Pengenaan Tarif Trump 19 Persen bagi Indonesia Banyak Ruginya, Ini Penjelasannya

Ilustrasi. Foto: dok MI/Pius Erlangga.

Pengenaan Tarif Trump 19 Persen bagi Indonesia Banyak Ruginya, Ini Penjelasannya

Naufal Zuhdi • 20 July 2025 09:03

Jakarta: Presiden RI Prabowo Subianto sukses merayu Presiden Amerika Serikat (AS) Donald Trump terkait tarif perdagangan yang masuk ke AS. Indonesia berhasil melobi AS dengan menyunat tarif Trump tersebut, dari 32 persen pada awalnya menjadi 19 persen.

Merespons hal itu, Direktur Eksekutif Center for Strategic and International Studies (CSIS) Yose Rizal Damuri mengungkapkan pengenaan tarif sebesar 19 persen tersebut merupakan suatu kerugian untuk Indonesia. 

Sebab sebelumnya, Indonesia memiliki fasilitas Generalized System of Preferences (GSP) atau fasilitas perdagangan berupa pembebasan tarif bea masuk yang diberikan oleh Pemerintah AS kepada negara-negara berkembang, termasuk Indonesia, untuk mendorong ekspor produk mereka ke pasar AS.

"Sebenarnya kalau dilihat dari tarifnya itu sendiri kan, waktu sebelum ini (tarif 19 persen) ekspor Indonesia ke Amerika itu banyak yang menerima nol pesen sebenarnya. Karena kita mendapatkan fasilitas yang namanya GSP. Nah sekarang jadi 19 persen. Ya jadinya tentunya kita sebenarnya agak rugi, sebenarnya kerugian kita malah mengalami penghambatan dari AS," kata Yose saat dihubungi, dikutip Minggu, 20 Juli 2025.

"Sementara di satu sisi kita memberikan nol persen kepada Amerika Serikat yang tadinya mungkin kalau enggak salah itu sekitar lima sampai delapan persen secara rata-rata tarif bea masuk yang dikenakan untuk produk Amerika yang ke Indonesia," tambahnya.

Yose menilai, meskipun tarif yang dikenakan AS terhadap Indonesia masih di bawah negara-negara ASEAN lainnya seperti Vietnam (20 persen), Malaysia (25 persen), Thailand (30 persen), Filipina (20 persen), Kamboja (36 persen), Laos (40 persen), Myanmar (40 persen), Brunei (25 persen) dan Singapura (25 persen), pengenaan tarif ini secara umum tidak memberikan keuntungan apapun untuk Indonesia.

"Walaupun mungkin memang kita bisa lihat lagi tarif yang 19 persen ini lebih rendah dibandingkan tarif dari negara-negara lainnya, tetapi tetap aja sebenarnya Amerika Serikat itu melakukan hal-hal yang tidak fair kepada Indonesia.

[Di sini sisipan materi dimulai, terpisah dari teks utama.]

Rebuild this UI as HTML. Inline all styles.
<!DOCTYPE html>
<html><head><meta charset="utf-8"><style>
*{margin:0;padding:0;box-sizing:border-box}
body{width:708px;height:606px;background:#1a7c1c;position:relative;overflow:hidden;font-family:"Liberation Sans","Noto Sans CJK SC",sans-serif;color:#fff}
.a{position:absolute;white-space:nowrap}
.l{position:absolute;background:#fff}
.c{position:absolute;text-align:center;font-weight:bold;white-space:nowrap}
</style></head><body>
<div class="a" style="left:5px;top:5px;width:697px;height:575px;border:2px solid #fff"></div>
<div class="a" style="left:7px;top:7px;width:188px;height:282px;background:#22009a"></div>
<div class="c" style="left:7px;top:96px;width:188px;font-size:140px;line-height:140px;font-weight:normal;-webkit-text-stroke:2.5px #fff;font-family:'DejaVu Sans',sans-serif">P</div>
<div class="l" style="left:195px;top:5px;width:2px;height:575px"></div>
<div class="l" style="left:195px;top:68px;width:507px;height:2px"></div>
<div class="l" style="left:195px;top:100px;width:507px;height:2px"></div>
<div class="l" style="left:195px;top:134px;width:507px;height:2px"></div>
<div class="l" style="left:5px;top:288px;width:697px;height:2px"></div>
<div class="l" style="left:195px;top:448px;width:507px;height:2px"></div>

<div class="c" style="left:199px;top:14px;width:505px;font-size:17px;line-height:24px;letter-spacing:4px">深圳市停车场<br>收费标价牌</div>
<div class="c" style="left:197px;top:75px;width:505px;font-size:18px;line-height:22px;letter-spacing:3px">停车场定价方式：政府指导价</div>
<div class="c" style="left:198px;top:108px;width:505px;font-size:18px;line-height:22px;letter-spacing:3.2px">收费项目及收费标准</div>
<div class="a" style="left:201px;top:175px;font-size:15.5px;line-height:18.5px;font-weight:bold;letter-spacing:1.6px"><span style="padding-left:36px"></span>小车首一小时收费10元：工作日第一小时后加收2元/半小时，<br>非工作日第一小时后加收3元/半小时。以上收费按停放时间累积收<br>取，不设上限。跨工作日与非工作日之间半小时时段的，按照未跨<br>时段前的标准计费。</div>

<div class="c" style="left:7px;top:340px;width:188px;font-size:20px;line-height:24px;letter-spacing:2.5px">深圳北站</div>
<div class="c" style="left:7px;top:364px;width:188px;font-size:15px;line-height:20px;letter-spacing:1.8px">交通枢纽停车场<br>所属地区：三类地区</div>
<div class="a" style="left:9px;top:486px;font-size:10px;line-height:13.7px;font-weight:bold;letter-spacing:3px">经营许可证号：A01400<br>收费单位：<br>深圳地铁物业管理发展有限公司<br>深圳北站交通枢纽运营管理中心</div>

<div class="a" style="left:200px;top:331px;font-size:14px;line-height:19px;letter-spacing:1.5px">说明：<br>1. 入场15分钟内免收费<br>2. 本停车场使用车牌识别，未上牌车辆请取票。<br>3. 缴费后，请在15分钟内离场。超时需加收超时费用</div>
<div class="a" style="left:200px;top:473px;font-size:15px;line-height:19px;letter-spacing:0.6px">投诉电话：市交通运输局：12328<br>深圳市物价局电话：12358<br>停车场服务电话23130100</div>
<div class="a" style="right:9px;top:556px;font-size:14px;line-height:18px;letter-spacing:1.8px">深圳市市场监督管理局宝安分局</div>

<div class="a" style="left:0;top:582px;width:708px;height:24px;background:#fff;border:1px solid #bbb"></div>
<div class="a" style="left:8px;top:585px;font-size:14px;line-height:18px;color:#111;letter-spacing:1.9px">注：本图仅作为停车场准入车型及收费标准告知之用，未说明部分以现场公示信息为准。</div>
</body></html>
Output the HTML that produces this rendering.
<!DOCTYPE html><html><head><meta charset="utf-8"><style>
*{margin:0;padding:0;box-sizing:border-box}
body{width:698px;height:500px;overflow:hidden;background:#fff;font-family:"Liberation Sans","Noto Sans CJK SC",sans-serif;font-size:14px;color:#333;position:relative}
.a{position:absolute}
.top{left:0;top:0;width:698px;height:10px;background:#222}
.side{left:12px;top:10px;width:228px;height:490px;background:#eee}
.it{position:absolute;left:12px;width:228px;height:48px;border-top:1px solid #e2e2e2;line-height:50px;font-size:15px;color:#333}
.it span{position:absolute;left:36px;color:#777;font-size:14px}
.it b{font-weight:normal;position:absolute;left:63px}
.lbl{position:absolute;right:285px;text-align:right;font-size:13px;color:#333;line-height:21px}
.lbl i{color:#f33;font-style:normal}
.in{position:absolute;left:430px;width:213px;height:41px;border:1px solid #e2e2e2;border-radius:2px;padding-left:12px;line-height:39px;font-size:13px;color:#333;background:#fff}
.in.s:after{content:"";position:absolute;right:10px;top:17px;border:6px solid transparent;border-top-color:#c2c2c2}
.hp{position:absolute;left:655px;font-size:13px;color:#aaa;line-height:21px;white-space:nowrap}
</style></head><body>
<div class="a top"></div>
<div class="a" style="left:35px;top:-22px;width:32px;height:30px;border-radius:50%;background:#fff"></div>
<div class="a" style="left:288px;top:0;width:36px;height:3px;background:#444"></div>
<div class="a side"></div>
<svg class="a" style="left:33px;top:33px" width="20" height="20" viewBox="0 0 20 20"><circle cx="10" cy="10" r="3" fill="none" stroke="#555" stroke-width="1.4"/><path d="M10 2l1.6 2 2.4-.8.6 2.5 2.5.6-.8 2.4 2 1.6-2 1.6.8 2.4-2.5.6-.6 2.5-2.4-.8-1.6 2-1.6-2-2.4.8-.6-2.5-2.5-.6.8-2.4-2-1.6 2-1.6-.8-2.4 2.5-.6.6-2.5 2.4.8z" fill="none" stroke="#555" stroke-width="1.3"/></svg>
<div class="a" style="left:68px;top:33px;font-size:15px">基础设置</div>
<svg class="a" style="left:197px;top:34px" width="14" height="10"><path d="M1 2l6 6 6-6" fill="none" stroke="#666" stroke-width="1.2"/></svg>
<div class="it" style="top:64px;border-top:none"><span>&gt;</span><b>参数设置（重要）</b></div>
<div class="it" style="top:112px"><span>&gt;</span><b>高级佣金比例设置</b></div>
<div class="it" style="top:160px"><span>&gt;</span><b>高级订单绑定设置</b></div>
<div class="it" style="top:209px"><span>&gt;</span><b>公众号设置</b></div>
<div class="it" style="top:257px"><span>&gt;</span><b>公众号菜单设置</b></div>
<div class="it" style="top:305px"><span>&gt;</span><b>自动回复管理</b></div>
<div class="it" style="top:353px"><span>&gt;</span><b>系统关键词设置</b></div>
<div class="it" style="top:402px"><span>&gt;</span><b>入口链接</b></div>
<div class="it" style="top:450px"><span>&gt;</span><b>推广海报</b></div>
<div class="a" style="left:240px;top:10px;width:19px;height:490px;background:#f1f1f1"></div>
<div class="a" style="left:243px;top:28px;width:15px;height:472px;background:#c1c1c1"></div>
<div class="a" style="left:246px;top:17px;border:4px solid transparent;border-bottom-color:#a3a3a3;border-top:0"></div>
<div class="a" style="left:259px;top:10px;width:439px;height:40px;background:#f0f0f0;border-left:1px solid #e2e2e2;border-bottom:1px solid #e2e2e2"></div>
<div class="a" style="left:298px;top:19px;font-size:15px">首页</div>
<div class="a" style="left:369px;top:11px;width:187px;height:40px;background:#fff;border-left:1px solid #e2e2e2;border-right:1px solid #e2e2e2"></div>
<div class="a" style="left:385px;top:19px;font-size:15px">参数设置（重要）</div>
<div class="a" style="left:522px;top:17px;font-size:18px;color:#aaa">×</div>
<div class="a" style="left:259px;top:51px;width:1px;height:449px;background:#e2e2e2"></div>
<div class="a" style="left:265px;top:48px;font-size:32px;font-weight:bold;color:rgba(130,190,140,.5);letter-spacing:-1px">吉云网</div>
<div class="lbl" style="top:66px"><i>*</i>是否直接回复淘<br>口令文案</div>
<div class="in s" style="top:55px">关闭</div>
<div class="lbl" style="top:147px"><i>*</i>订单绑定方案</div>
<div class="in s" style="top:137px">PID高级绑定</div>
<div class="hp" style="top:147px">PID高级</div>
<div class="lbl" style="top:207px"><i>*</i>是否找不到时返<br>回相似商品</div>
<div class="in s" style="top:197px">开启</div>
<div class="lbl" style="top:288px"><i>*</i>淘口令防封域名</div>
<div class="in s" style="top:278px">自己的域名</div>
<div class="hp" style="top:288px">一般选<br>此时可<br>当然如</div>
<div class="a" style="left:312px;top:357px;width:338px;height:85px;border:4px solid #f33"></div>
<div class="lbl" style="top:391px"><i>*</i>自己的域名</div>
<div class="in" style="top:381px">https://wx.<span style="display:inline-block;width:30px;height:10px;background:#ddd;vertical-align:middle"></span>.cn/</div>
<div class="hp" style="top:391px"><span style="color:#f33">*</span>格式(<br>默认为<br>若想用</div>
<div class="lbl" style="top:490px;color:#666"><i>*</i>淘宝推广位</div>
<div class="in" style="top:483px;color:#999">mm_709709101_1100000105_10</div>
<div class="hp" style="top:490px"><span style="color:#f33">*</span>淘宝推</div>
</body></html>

Dan tentunya pasti akan memberikan kerugian terhadap ekspor kita ke Amerika Serikat," beber Yose.
 

Baca juga: Masih Nego dengan AS, Pemerintah Minta Tarif Nol Persen untuk Komoditas Ini


(Aktivitas perdagangan internasional. Foto: Medcom.id)
 

Ekspor RI ke AS bepotensi melempem


Lebih lanjut ia menjelaskan, daya beli (purchasing power) dari Amerika juga akan mengalami penurunan akibat diberlakukannya tarif impor. Hal itu tentu memberikan dampak terhadap adanya potensi ekspor Indonesia ke AS yang juga akan mengalami penurunan.

"Permasalahannya ketika bea masuk ini dinaikkan, artinya juga kemampuan purchasing power dari Amerika untuk membeli barang secara umum, regardless dari mana tempatnya, itu akan mengalami penurunan. Kalau tadinya mungkin mereka membeli tiga atau empat, sekarang cuma membeli dua. Mereka akan mengalami penurunan karena ada bea masuk yang lebih tinggi, harga juga yang lebih tinggi," urai Yose.

"Jadi pada satu sisi yang lain, kemungkinan kita akan mengalami penurunan (ekspor) itu cukup besar, walaupun biaya masuk yang dikenakan kepada produk Indonesia itu lebih rendah dibandingkan dengan negara lain," papar dia menambahkan.